What is needed - Retype word for word the lines lying between the line containing "Give me the" and the line containing "host: '127.0.0.1', port: ':5000'", together with those two lines themselves, and nothing besides.

Web page code records
==============================

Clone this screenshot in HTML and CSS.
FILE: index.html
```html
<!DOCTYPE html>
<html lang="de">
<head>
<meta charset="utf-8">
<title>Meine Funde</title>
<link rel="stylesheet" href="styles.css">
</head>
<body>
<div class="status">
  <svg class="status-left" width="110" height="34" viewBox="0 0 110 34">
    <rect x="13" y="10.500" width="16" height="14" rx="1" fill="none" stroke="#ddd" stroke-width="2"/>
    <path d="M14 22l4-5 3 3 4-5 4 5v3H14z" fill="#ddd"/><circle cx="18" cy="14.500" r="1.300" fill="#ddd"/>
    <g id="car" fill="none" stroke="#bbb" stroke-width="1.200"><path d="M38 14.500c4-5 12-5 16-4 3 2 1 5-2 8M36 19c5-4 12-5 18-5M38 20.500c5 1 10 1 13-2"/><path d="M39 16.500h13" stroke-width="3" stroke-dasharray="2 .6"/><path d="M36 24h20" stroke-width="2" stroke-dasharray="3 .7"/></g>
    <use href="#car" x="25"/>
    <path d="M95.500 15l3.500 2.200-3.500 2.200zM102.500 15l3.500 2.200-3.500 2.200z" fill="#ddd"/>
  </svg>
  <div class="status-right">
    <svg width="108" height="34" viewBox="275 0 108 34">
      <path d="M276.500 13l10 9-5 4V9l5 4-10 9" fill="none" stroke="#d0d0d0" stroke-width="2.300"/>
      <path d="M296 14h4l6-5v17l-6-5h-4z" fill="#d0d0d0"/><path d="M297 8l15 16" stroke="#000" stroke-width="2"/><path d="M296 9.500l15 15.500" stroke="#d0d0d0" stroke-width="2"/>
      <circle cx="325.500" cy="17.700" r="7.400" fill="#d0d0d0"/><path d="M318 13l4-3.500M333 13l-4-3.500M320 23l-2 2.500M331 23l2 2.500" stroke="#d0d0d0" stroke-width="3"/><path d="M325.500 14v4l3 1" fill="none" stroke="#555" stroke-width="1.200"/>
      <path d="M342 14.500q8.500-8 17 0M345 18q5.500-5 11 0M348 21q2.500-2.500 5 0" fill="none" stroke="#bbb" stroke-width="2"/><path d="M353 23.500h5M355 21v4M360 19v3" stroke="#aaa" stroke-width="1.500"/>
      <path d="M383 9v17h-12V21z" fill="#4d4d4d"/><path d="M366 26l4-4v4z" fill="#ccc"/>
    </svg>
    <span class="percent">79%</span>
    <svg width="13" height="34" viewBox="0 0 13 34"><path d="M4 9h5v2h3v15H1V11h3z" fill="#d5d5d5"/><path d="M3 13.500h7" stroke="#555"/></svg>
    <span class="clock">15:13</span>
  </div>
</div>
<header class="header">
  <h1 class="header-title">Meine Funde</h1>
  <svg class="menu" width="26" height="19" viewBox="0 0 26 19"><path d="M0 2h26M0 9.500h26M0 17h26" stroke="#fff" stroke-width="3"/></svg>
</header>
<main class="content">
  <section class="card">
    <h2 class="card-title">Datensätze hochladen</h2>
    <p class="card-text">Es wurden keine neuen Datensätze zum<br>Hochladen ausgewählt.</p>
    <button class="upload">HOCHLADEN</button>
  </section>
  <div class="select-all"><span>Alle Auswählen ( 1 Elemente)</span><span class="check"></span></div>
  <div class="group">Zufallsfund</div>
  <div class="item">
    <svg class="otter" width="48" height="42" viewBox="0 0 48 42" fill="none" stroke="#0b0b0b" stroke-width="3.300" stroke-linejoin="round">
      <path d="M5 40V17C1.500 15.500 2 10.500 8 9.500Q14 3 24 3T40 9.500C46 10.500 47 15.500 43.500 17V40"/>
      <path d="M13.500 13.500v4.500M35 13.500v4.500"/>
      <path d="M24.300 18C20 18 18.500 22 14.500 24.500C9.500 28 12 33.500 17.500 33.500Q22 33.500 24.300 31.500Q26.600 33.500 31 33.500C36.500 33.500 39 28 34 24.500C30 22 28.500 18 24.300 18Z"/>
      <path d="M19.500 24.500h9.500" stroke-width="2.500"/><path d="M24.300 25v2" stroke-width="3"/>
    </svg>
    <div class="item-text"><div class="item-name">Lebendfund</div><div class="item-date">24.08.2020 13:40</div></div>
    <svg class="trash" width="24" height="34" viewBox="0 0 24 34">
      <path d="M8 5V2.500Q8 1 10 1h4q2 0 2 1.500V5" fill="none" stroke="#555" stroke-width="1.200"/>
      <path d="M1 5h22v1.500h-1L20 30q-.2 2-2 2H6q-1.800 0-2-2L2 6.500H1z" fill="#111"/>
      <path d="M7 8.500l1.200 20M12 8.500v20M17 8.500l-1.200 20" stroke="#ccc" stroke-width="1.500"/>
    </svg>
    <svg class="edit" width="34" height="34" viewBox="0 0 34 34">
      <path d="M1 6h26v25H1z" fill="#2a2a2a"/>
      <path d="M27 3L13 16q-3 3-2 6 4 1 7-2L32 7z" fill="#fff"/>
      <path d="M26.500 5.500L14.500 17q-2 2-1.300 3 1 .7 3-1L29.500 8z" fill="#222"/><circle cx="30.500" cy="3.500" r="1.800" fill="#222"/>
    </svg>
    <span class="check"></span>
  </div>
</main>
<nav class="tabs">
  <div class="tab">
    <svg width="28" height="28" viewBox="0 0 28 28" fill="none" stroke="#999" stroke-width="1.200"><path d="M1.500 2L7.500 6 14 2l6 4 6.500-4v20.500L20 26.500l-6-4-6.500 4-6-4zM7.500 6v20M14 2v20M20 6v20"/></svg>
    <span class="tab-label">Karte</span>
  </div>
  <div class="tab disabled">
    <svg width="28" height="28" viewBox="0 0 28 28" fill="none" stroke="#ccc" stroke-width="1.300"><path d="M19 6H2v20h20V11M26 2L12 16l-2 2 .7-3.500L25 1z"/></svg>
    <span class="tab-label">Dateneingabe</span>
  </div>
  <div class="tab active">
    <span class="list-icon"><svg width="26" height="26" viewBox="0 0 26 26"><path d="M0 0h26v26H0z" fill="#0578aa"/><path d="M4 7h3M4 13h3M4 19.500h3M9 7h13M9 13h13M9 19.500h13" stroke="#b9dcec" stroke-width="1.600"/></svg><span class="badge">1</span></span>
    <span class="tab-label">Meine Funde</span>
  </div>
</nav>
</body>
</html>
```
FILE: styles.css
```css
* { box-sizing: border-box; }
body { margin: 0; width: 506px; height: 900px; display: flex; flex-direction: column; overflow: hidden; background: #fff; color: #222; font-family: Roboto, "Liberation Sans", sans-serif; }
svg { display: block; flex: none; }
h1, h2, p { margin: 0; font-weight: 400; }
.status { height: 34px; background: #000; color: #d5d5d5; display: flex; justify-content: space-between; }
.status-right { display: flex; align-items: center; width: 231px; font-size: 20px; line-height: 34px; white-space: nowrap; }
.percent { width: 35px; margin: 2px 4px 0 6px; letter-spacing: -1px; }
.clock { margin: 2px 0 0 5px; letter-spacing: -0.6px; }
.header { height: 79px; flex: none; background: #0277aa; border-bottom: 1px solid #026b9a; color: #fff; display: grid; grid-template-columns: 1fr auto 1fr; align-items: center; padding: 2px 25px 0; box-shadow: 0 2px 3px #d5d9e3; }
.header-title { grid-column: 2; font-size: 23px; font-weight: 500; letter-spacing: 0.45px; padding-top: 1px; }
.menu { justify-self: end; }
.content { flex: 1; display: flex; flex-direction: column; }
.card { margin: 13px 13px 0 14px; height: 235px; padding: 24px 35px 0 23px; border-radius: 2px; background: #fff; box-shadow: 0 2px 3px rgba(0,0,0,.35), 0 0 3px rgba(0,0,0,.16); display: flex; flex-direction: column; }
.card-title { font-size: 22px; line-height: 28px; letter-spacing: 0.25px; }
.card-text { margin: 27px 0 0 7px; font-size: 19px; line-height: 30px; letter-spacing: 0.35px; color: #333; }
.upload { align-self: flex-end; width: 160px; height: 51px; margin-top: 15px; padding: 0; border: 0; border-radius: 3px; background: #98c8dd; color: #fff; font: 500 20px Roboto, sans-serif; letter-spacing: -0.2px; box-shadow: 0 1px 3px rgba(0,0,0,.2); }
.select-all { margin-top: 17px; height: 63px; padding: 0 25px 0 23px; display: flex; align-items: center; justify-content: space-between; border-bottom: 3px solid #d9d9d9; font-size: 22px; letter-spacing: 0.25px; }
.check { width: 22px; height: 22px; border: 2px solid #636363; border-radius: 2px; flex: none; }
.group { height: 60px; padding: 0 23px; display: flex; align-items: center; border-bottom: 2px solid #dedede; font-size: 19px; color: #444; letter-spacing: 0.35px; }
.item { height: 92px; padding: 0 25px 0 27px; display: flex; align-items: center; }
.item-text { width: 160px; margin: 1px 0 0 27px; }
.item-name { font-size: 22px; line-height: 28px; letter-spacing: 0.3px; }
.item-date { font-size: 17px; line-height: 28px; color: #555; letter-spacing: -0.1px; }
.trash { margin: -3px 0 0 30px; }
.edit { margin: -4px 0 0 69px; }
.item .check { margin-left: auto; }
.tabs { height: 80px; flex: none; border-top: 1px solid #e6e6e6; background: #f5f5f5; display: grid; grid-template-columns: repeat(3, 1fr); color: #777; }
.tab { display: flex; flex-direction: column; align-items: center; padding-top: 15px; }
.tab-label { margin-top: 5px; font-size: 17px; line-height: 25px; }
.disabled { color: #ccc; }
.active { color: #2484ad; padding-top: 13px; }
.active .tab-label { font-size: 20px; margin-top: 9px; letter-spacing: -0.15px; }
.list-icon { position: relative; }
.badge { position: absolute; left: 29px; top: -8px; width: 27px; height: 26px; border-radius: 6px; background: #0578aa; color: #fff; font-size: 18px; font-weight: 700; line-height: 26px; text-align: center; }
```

==============================

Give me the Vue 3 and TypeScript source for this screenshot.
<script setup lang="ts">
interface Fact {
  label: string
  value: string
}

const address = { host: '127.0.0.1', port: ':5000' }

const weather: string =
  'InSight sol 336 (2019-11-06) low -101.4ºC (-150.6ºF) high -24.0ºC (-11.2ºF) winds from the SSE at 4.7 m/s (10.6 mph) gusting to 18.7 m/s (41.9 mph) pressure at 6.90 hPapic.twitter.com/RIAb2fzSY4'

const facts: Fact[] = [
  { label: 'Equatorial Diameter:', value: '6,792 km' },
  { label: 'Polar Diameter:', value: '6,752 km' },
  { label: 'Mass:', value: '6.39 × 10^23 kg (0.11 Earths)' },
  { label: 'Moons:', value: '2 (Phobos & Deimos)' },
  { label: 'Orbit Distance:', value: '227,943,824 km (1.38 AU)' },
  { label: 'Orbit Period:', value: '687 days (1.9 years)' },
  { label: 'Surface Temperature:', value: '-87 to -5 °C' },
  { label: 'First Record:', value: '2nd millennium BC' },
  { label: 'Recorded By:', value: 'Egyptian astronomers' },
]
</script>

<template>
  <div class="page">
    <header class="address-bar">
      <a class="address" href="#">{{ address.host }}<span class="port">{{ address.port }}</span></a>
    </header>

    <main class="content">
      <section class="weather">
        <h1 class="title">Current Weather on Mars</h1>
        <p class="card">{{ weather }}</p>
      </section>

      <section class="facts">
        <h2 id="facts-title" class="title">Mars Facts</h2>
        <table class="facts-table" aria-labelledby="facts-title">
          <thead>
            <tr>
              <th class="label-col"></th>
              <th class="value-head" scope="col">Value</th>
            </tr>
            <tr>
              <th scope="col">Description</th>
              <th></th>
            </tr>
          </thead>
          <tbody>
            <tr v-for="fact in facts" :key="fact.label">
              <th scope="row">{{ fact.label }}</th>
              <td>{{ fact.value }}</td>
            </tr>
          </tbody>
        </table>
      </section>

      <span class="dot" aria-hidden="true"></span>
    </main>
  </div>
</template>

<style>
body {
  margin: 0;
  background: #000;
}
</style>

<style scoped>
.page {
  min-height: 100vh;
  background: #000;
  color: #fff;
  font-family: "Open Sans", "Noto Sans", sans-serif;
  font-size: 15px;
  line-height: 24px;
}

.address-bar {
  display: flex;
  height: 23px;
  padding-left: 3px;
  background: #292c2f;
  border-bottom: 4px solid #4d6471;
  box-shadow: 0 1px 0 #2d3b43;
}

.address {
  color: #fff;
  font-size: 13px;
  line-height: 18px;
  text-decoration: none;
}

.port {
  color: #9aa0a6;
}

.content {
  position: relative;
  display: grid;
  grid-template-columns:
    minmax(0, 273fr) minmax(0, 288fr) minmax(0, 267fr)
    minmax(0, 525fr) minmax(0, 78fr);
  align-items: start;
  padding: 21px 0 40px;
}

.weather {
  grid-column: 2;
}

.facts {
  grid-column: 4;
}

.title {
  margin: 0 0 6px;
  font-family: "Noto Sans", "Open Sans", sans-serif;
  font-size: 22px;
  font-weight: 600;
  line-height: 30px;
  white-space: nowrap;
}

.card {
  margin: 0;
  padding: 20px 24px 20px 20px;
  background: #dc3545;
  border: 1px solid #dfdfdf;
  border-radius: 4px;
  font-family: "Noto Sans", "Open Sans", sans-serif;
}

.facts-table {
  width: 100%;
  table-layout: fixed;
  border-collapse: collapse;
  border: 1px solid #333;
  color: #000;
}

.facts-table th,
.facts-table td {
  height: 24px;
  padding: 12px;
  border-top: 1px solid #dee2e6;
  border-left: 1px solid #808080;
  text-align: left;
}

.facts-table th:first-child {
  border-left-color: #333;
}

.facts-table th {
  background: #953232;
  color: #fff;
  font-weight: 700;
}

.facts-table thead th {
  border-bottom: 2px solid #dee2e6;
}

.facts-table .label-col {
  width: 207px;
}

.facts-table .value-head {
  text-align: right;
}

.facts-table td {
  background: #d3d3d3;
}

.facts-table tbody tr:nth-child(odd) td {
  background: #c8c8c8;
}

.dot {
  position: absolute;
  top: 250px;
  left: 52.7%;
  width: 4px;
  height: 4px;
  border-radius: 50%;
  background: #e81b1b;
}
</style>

==============================

Exercise output -
Give me the Vue 3 and TypeScript source for this screenshot.
<script setup lang="ts">
interface Fact {
  label: string
  value: string
}

const address = { host: '127.0.0.1', port: ':5000' }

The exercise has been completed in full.